Mais c’est aussi un méta-spectacle, un « spectacle sur le spectacle », et c’est ce qui le rend aussi passionnant qu’un rallye à travers l’histoire d’Hollywood : ici, deux paires de doigts chaussées de dés à coudre et filmées en noir et blanc évoquent Fred Astaire et Ginger Rogers ; là on reconnaît les danses aquatiques d’Esther Williams, encore plus loin, on pense à David Lynch ou aux films de science-fiction. La musique très suggestive – Major Tom de David Bowie, Perfect day de Lou Reed, Sag warum de Camillo Felgen ou Spiegel im Spiegel d’Arvo Pärt – déclenchent des associations forcément chargées d’émotions. Michèle Anne de Mey et son équipe de nano-danseurs interprètent ces scènes miniatures avec une incroyable précision, car ces mondes imaginaires montés sur une table de cuisine deviennent réels grâce aux effets du cinéma, à la perspective et à la profondeur de champ, au cadrage, à la lumière et à la musique.
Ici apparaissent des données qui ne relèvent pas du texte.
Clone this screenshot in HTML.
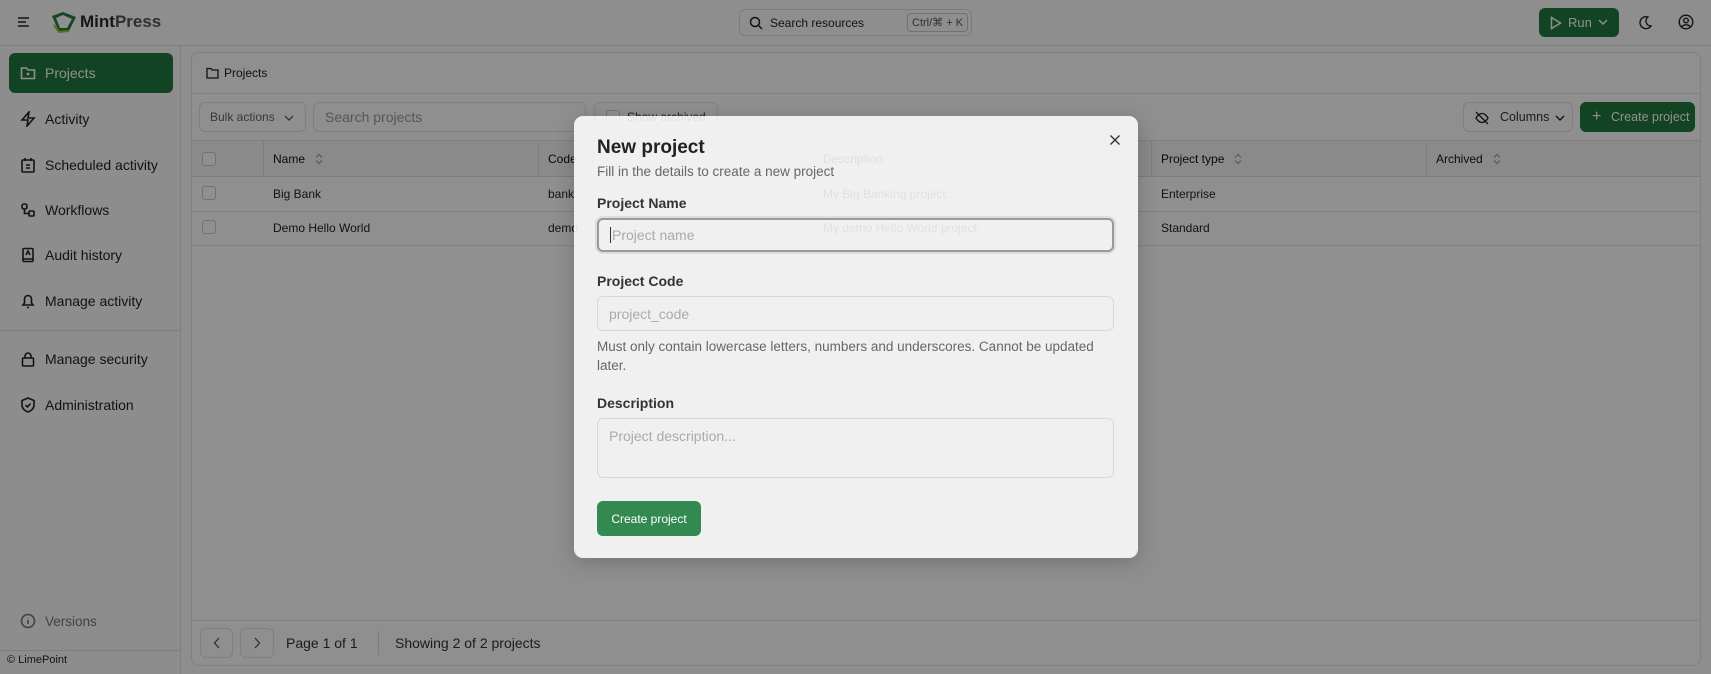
<!DOCTYPE html>
<html><head><meta charset="utf-8"><style>
*{box-sizing:border-box;margin:0;padding:0}
body{width:1711px;height:674px;overflow:hidden;font-family:"Liberation Sans",sans-serif;background:#fdfdfd;color:#1a1a1a;position:relative}
.abs{position:absolute}
.hdr{left:0;top:0;width:1711px;height:46px;border-bottom:1px solid #e2e2e2;background:#fefefe}
.side{left:0;top:46px;width:181px;height:628px;border-right:1px solid #e2e2e2;background:#fbfbfb}
.nav{position:absolute;left:9px;width:164px;height:40px;display:flex;align-items:center;font-size:14px;color:#222}
.nav svg{margin:0 9px 0 11px;width:16px;height:16px;fill:none;stroke:#222;stroke-width:1.6}
.card{left:191px;top:52px;width:1510px;height:614px;border:1px solid #e4e4e4;border-radius:8px;background:#fff}
.btn{position:absolute;border:1px solid #e3e3e3;border-radius:6px;display:flex;align-items:center;font-size:13px;color:#333;background:#fff}
.th{position:absolute;top:0;height:36px;display:flex;align-items:center;font-size:12px;color:#111;border-right:1px solid #e0e0e0}
.th svg{margin-left:10px}
.td{position:absolute;font-size:12px;color:#222}
.ov{left:0;top:0;width:1711px;height:674px;background:rgba(0,0,0,0.44)}
.modal{left:574px;top:116px;width:564px;height:442px;border-radius:9px;background:rgba(255,255,255,0.87);box-shadow:0 4px 20px rgba(0,0,0,.2)}
.lbl{position:absolute;left:23px;font-size:14px;font-weight:bold;color:#333}
.inp{position:absolute;left:23px;width:517px;border:1px solid #d8d8d8;border-radius:6px;font-size:14px;color:#aaa;padding-left:11px;display:flex;align-items:center}
</style></head><body>
<div class="abs hdr">
 <svg class="abs" style="left:17px;top:16px" width="14" height="12"><path d="M1 2h11M1 6h8M1 10h11" stroke="#222" stroke-width="1.6"/></svg>
 <svg class="abs" style="left:49px;top:11px" width="30" height="24" viewBox="0 0 30 24"><path d="M3 5 L14 1 L27 6 L20 20 L10 21 Z" fill="#2e7d3a"/><path d="M7 7 L14 4 L23 8 L18 17 L11 17 Z" fill="#fff"/><path d="M20 20 L10 21 L5 14" fill="none" stroke="#9c3" stroke-width="2"/></svg>
 <div class="abs" style="left:80px;top:12px;font-size:17px;font-weight:bold;color:#2a2a2a">Mint<span style="font-weight:bold;color:#555">Press</span></div>
 <div class="abs" style="left:739px;top:9px;width:233px;height:27px;border:1px solid #ddd;border-radius:6px;font-size:12px;color:#222">
  <svg class="abs" style="left:9px;top:6px" width="14" height="14"><circle cx="6" cy="6" r="4.5" fill="none" stroke="#222" stroke-width="1.5"/><path d="M9.5 9.5l3.5 3.5" stroke="#222" stroke-width="1.5"/></svg>
  <span class="abs" style="left:30px;top:6px">Search resources</span>
  <span class="abs" style="left:167px;top:3px;border:1px solid #ccc;border-radius:4px;padding:2px 4px;font-size:11px;color:#555">Ctrl/⌘ + K</span>
 </div>
 <div class="abs" style="left:1539px;top:8px;width:80px;height:29px;background:#207a3f;border-radius:6px;color:#fff;font-size:13px">
  <svg class="abs" style="left:11px;top:8px" width="12" height="14"><path d="M1.5 1.5v11l9-5.5z" fill="none" stroke="#fff" stroke-width="1.5"/></svg>
  <span class="abs" style="left:29px;top:7px">Run</span>
  <svg class="abs" style="left:59px;top:11px" width="10" height="7"><path d="M1 1l4 4 4-4" fill="none" stroke="#fff" stroke-width="1.5"/></svg>
 </div>
 <svg class="abs" style="left:1637px;top:15px" width="15" height="15"><path d="M11 2a6 6 0 1 0 3 9a5 5 0 0 1-3-9z" fill="none" stroke="#222" stroke-width="1.4"/></svg>
 <svg class="abs" style="left:1678px;top:14px" width="16" height="16"><circle cx="8" cy="8" r="6.8" fill="none" stroke="#222" stroke-width="1.4"/><circle cx="8" cy="6.5" r="2.3" fill="none" stroke="#222" stroke-width="1.4"/><path d="M3.8 12.8c2-2.6 6.4-2.6 8.4 0" fill="none" stroke="#222" stroke-width="1.4"/></svg>
</div>
<div class="abs side">
 <div class="nav" style="top:7px;background:#207a3f;border-radius:6px;color:#fff"><svg style="stroke:#fff" viewBox="0 0 16 16"><path d="M1.5 3h5l1.5 2h6.5v8.5h-13z"/><circle cx="8" cy="9" r=".6"/></svg>Projects</div>
 <div class="nav" style="top:53px"><svg viewBox="0 0 16 16"><path d="M9 1L2 9h6l-1 6 7-8H8z"/></svg>Activity</div>
 <div class="nav" style="top:99px"><svg viewBox="0 0 16 16"><rect x="2" y="3" width="12" height="12" rx="1"/><path d="M5 1v3M11 1v3M6 8h4M6 11h4"/></svg>Scheduled activity</div>
 <div class="nav" style="top:144px"><svg viewBox="0 0 16 16"><rect x="2" y="2" width="5" height="5" rx="2"/><rect x="9" y="9" width="5" height="5" rx="1"/><path d="M4.5 7v4.5H9"/></svg>Workflows</div>
 <div class="nav" style="top:189px"><svg viewBox="0 0 16 16"><rect x="3" y="1.5" width="10" height="13" rx="1"/><path d="M6 8l2-4 2 4M3 12h10"/></svg>Audit history</div>
 <div class="nav" style="top:235px"><svg viewBox="0 0 16 16"><path d="M3 12h10l-1.5-2V6a3.5 3.5 0 0 0-7 0v4zM7 14.5h2"/></svg>Manage activity</div>
 <div class="abs" style="left:0;top:284px;width:181px;border-top:1px solid #e0e0e0"></div>
 <div class="nav" style="top:293px"><svg viewBox="0 0 16 16"><rect x="2.5" y="7" width="11" height="8" rx="1"/><path d="M5 7V5a3 3 0 0 1 6 0v2"/></svg>Manage security</div>
 <div class="nav" style="top:339px"><svg viewBox="0 0 16 16"><path d="M8 1l6 2.5v4.5c0 3.5-3 6-6 7-3-1-6-3.5-6-7V3.5z"/><path d="M5.5 8l2 2 3-3.5"/></svg>Administration</div>
 <div class="nav" style="top:555px;color:#777;font-size:13.5px"><svg style="stroke:#777" viewBox="0 0 16 16"><circle cx="8" cy="8" r="6.5"/><path d="M8 7v4M8 5v.5"/></svg>Versions</div>
 <div class="abs" style="left:0;top:604px;width:181px;border-top:1px solid #e0e0e0"></div>
 <div class="abs" style="left:7px;top:608px;font-size:11px;color:#222">© LimePoint</div>
</div>
<div class="abs card">
 <div class="abs" style="left:14px;top:13px;font-size:12px;display:flex;align-items:center"><svg width="13" height="12" style="margin-right:5px"><path d="M1 1.5h4l1 1.5h6v8H1z" fill="none" stroke="#222" stroke-width="1.3"/></svg>Projects</div>
 <div class="abs" style="left:0;top:40px;width:1508px;border-top:1px solid #e4e4e4"></div>
 <div class="btn" style="left:7px;top:49px;width:107px;height:30px;padding-left:10px;font-size:12px;color:#666">Bulk actions
  <svg class="abs" style="left:84px;top:12px" width="10" height="7"><path d="M1 1l4 4 4-4" fill="none" stroke="#666" stroke-width="1.4"/></svg></div>
 <div class="btn" style="left:121px;top:49px;width:273px;height:30px;padding-left:11px;font-size:14px;color:#999">Search projects</div>
 <div class="btn" style="left:402px;top:49px;width:124px;height:30px;padding-left:32px;font-size:12px"><span class="abs" style="left:11px;top:7px;width:14px;height:14px;border:1px solid #ccc;border-radius:3px"></span>Show archived</div>
 <div class="btn" style="left:1271px;top:49px;width:110px;height:30px;padding-left:36px;font-size:12.5px">Columns
  <svg class="abs" style="left:91px;top:12px" width="10" height="7"><path d="M1 1l4 4 4-4" fill="none" stroke="#222" stroke-width="1.4"/></svg>
  <svg class="abs" style="left:11px;top:8px" width="14" height="14"><path d="M1 7s2.5-4.5 6-4.5S13 7 13 7s-2.5 4.5-6 4.5S1 7 1 7z M1 1l12 12" fill="none" stroke="#222" stroke-width="1.3"/></svg></div>
 <div class="btn" style="left:1388px;top:49px;width:115px;height:30px;background:#207a3f;border-color:#207a3f;color:#fff;padding-left:30px;font-size:12.5px">Create project<span class="abs" style="left:11px;top:5px;font-size:16px">+</span></div>
 <div class="abs" style="left:0;top:87px;width:1508px;height:37px;background:#f7f7f7;border-top:1px solid #e4e4e4;border-bottom:1px solid #ddd">
  <div class="th" style="left:0;width:72px"><span style="margin-left:10px;width:14px;height:14px;border:1px solid #ccc;border-radius:3px;background:#fff"></span></div>
  <div class="th" style="left:72px;width:275px;padding-left:9px">Name <svg width="8" height="12"><path d="M1 4.5l3-3 3 3M1 7.5l3 3 3-3" fill="none" stroke="#999" stroke-width="1.1"/></svg></div>
  <div class="th" style="left:347px;width:275px;padding-left:9px">Code <svg width="8" height="12"><path d="M1 4.5l3-3 3 3M1 7.5l3 3 3-3" fill="none" stroke="#999" stroke-width="1.1"/></svg></div>
  <div class="th" style="left:622px;width:338px;padding-left:9px">Description <svg width="8" height="12"><path d="M1 4.5l3-3 3 3M1 7.5l3 3 3-3" fill="none" stroke="#999" stroke-width="1.1"/></svg></div>
  <div class="th" style="left:960px;width:275px;padding-left:9px">Project type <svg width="8" height="12"><path d="M1 4.5l3-3 3 3M1 7.5l3 3 3-3" fill="none" stroke="#999" stroke-width="1.1"/></svg></div>
  <div class="th" style="left:1235px;width:273px;padding-left:9px;border:none">Archived <svg width="8" height="12"><path d="M1 4.5l3-3 3 3M1 7.5l3 3 3-3" fill="none" stroke="#999" stroke-width="1.1"/></svg></div>
 </div>
 <div class="abs" style="left:0;top:158px;width:1508px;border-top:1px solid #e4e4e4"></div>
 <div class="abs" style="left:0;top:192px;width:1508px;border-top:1px solid #e4e4e4"></div>
 <span class="abs" style="left:10px;top:133px;width:14px;height:14px;border:1px solid #ccc;border-radius:3px"></span>
 <span class="abs" style="left:10px;top:167px;width:14px;height:14px;border:1px solid #ccc;border-radius:3px"></span>
 <div class="td" style="left:81px;top:134px">Big Bank</div><div class="td" style="left:356px;top:134px">bank</div><div class="td" style="left:631px;top:134px">My Big Banking project.</div><div class="td" style="left:969px;top:134px">Enterprise</div>
 <div class="td" style="left:81px;top:168px">Demo Hello World</div><div class="td" style="left:356px;top:168px">demo</div><div class="td" style="left:631px;top:168px">My demo Hello World project.</div><div class="td" style="left:969px;top:168px">Standard</div>
 <div class="abs" style="left:0;top:567px;width:1508px;border-top:1px solid #e4e4e4"></div>
 <div class="btn" style="left:8px;top:575px;width:33px;height:30px;justify-content:center"><svg width="8" height="12"><path d="M6 1L1.5 6 6 11" fill="none" stroke="#555" stroke-width="1.3"/></svg></div>
 <div class="btn" style="left:48px;top:575px;width:34px;height:30px;justify-content:center"><svg width="8" height="12"><path d="M2 1l4.5 5L2 11" fill="none" stroke="#555" stroke-width="1.3"/></svg></div>
 <div class="abs" style="left:94px;top:582px;font-size:14px;color:#333">Page 1 of 1</div>
 <div class="abs" style="left:186px;top:578px;height:24px;border-left:1px solid #ddd"></div>
 <div class="abs" style="left:203px;top:582px;font-size:14px;color:#333">Showing 2 of 2 projects</div>
</div>
<div class="abs ov"></div>
<div class="abs modal">
 <div class="abs" style="left:23px;top:21px;font-size:19px;font-weight:bold;color:#222">New project</div>
 <div class="abs" style="left:23px;top:48px;font-size:13.5px;color:#666">Fill in the details to create a new project</div>
 <svg class="abs" style="left:535px;top:18px" width="12" height="12"><path d="M1.5 1.5l9 9M10.5 1.5l-9 9" stroke="#333" stroke-width="1.4"/></svg>
 <div class="lbl" style="top:79px">Project Name</div>
 <div class="inp" style="top:102px;height:34px;border:2px solid #999;box-shadow:0 0 0 2px #ddd"><span style="border-left:1px solid #333;padding-left:1px">Project name</span></div>
 <div class="lbl" style="top:157px">Project Code</div>
 <div class="inp" style="top:180px;height:35px">project_code</div>
 <div class="abs" style="left:23px;top:221px;width:525px;font-size:13.5px;line-height:19px;color:#666">Must only contain lowercase letters, numbers and underscores. Cannot be updated later.</div>
 <div class="lbl" style="top:279px">Description</div>
 <div class="inp" style="top:302px;height:60px;align-items:flex-start;padding-top:9px">Project description...</div>
 <div class="abs" style="left:23px;top:385px;width:104px;height:35px;background:#338a50;border-radius:6px;color:#fff;font-size:12px;display:flex;align-items:center;justify-content:center">Create project</div>
</div>
</body></html>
Cold Blood n’en cache rien, tous les acteurs et les techniciens sont constamment visibles sur scène, pour qu’on voie à la fois le travail et le résultat, le réel et l’imaginaire. Dans ce sens, c’est aussi une leçon de cinéma.
Durant un peu plus d’une heure, on est happé aussi bien par la dextérité technique, que par la profondeur métaphysique ou la légèreté poétique de l’entreprise. On redevient enfant, les yeux écarquillés.